One of the open tenets of modern safetyism is that you do not do cost-benefit analysis with safety. This is a tenet violated all the time (because it's completely impractical), but it serves to anchor discussions and short-circuit objections. And a more general principle that is widely understood though rarely openly stated is that neither liberty nor enjoyment have value in cost-benefit discussions. That is, "because I want to" and "because it's fun" are not considered valid reasons to do something that has other drawbacks. Both these rules would have to be repudiated to return to the society you refer to. And they will not be, the safetyists are firmly in charge.
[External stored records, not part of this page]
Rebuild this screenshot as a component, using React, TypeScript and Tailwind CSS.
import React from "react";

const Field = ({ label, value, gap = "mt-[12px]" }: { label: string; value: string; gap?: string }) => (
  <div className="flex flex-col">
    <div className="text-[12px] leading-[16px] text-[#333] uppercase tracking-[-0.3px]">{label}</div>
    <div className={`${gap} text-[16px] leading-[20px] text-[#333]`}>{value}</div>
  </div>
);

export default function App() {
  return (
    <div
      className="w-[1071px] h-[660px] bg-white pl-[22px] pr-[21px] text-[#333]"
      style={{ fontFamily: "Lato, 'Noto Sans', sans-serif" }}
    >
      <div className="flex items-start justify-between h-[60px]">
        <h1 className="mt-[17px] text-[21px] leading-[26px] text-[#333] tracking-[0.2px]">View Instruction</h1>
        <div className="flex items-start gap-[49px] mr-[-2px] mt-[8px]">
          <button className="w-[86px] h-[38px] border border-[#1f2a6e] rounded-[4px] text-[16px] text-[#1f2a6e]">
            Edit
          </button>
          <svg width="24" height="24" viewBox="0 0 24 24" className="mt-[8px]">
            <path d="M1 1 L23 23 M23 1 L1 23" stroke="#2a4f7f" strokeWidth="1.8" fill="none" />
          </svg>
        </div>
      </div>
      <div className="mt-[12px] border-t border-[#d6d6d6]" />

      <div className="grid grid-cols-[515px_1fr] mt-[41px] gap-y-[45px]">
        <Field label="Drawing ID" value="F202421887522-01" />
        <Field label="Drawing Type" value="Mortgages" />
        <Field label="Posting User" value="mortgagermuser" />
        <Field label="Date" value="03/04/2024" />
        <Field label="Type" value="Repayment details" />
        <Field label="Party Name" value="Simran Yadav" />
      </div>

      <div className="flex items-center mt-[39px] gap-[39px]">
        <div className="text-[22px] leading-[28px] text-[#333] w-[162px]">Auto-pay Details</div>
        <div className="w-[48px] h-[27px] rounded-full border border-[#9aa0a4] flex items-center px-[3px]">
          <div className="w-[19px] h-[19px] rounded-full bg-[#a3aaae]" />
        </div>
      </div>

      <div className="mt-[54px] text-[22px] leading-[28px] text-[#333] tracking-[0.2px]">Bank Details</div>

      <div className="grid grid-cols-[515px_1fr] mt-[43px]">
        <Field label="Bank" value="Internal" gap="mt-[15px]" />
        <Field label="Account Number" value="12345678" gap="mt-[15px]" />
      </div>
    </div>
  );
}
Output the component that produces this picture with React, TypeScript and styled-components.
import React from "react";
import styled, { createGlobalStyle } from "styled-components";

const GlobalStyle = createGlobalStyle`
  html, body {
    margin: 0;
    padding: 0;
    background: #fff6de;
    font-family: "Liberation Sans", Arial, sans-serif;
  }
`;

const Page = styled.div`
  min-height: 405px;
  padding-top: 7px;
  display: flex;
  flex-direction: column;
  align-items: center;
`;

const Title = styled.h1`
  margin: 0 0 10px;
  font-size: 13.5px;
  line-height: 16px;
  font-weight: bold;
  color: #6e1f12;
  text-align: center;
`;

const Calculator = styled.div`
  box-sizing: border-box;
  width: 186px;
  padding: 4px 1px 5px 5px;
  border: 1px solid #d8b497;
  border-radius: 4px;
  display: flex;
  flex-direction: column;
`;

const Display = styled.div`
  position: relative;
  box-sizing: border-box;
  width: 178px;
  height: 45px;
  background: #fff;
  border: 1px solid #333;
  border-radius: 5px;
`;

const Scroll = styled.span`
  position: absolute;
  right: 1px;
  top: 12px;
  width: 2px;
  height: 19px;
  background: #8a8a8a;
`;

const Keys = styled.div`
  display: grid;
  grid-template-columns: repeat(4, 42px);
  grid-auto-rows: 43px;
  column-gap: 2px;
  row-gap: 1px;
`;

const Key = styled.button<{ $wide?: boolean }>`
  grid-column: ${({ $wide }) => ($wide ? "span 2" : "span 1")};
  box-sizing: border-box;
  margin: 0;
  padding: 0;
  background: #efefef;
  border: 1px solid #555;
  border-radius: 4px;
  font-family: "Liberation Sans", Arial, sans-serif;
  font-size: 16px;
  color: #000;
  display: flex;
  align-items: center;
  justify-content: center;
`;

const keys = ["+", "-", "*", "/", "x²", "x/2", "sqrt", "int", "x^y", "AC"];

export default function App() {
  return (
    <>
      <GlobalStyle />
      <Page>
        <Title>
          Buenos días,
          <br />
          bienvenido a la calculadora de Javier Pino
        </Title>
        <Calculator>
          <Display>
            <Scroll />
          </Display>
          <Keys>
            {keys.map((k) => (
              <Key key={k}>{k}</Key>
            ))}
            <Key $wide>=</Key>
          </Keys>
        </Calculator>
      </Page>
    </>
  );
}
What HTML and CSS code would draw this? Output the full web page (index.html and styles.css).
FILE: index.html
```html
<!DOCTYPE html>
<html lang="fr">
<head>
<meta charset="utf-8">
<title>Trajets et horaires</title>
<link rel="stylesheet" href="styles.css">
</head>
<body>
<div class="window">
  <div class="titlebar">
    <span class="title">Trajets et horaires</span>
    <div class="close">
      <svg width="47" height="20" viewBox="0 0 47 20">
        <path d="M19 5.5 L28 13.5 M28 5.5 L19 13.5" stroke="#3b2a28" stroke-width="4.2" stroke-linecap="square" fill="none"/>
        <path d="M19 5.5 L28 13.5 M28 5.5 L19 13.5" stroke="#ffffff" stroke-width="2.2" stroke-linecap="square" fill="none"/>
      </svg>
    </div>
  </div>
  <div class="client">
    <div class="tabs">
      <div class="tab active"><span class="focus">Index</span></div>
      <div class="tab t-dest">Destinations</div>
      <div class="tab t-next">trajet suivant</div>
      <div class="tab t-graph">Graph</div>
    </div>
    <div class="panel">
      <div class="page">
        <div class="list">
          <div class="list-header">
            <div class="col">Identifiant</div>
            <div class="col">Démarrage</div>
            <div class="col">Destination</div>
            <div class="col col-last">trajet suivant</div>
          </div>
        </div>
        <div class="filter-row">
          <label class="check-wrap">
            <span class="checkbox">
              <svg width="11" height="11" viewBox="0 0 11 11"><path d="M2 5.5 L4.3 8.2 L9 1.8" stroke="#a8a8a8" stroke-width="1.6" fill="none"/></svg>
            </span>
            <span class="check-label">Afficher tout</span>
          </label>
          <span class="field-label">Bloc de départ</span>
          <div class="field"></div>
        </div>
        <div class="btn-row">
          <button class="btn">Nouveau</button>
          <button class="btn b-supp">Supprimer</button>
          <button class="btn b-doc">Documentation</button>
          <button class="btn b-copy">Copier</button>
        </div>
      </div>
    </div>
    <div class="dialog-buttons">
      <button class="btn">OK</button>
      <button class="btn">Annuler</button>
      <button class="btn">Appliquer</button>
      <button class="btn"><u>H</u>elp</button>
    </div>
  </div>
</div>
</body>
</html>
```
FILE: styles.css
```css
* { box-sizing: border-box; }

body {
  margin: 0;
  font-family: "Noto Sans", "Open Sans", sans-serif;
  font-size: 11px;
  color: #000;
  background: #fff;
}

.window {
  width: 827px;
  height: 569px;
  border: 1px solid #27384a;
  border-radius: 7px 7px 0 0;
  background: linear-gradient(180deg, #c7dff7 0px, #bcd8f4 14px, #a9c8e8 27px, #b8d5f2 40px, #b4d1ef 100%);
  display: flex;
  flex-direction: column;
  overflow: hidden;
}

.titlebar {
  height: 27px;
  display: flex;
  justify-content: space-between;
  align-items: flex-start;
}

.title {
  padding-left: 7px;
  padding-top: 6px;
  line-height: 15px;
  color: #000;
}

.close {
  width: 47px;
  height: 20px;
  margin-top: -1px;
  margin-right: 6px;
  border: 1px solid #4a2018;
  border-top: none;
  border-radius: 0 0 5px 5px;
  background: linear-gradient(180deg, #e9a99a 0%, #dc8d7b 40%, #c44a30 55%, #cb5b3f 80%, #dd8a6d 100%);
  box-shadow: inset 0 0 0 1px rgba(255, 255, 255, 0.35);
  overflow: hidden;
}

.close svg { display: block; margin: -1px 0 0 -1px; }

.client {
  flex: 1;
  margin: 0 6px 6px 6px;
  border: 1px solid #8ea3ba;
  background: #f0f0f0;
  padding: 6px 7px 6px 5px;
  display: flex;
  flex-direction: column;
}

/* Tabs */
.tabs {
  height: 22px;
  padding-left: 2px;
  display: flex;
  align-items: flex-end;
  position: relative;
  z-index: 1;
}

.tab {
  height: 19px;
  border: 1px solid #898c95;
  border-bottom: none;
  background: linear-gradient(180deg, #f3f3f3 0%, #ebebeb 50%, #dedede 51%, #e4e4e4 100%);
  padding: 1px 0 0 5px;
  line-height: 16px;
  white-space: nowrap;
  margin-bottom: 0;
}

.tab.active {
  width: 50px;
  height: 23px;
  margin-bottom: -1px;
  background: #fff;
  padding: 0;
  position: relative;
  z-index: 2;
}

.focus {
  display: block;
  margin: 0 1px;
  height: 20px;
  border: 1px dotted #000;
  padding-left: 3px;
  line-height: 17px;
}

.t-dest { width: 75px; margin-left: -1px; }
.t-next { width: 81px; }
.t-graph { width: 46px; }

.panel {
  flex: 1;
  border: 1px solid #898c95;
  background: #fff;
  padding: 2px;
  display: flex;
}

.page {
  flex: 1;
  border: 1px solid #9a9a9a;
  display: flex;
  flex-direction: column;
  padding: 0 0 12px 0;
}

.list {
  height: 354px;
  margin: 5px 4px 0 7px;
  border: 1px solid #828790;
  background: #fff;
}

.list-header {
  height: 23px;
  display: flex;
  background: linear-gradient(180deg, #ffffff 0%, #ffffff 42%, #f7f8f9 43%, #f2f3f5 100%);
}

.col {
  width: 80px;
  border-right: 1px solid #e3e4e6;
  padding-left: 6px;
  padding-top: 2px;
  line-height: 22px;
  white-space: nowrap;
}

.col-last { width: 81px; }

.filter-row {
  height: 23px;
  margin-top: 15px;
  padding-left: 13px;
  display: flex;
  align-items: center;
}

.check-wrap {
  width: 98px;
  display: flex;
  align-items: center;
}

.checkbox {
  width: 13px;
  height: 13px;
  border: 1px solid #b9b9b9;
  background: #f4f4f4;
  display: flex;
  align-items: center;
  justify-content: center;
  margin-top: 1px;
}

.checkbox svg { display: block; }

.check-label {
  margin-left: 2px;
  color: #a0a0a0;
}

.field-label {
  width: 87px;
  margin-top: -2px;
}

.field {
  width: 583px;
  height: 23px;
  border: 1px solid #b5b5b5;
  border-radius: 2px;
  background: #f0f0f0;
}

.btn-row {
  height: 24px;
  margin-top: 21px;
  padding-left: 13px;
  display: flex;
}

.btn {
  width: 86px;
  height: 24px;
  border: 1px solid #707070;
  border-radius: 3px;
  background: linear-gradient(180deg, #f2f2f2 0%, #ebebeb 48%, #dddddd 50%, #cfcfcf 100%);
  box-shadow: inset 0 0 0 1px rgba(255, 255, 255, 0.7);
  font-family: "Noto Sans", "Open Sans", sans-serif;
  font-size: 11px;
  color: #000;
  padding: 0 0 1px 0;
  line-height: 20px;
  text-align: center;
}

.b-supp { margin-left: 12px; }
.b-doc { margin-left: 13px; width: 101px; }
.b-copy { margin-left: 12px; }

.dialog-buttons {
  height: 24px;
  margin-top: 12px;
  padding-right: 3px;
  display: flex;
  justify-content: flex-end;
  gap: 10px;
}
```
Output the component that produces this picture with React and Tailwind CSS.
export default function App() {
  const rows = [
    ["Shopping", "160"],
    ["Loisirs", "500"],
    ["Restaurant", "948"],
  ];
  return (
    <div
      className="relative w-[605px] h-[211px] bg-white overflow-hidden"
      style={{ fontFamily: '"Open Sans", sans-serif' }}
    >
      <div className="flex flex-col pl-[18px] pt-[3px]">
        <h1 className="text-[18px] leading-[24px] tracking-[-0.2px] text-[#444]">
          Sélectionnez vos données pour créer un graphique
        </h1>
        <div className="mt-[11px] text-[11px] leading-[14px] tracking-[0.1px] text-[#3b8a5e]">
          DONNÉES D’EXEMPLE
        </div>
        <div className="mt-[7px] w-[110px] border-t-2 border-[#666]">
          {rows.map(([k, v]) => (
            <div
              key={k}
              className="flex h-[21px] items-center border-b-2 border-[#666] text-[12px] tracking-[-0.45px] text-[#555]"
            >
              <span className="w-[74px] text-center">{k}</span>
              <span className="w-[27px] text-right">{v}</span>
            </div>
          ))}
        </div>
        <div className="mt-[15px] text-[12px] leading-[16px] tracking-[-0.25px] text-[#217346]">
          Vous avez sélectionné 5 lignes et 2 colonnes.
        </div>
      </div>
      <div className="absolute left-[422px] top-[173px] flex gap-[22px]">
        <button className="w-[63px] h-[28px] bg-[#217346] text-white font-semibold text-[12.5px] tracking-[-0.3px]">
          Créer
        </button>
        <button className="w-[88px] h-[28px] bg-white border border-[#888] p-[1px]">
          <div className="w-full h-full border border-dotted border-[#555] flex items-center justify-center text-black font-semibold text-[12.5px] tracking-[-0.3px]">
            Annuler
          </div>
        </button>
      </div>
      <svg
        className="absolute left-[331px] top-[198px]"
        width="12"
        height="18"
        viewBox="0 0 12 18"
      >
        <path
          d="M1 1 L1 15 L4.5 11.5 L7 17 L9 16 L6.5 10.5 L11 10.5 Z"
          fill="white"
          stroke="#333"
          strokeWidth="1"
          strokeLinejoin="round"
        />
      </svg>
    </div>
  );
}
I'm... kinda confused by the window example. I can go down to the hardware store and buy pet-resistant screen door mesh that can protect against a hundred pound dog lunging and clawing for thirty-plus minutes, or chicken-wire grid that block less air intake and is designed to protect a chicken coop against invasive predators for weeks at a time; both will cost less than thirty bucks. Even if we presumed Safety Above All, there are simple solutions that would be as or more effective and allow much better airflow (and be compatible with boost fans).
Such items would not meet the requirements of a window guard. It's not enough that things are safe, they have to be legibly and documentably safe according to the standards set by the building codes. You need a guard that's at least 1070mm (and no, that doesn't work out to something even in inches either; it's a little over 42 1/8 inch), doesn't pass a 100mm sphere (so the chicken wire grid is likely too coarse), and has load requirements that the mesh isn't documented to meet.
Or you spit on your hands, run up the black flag, and remove the WOCD without installing a guard.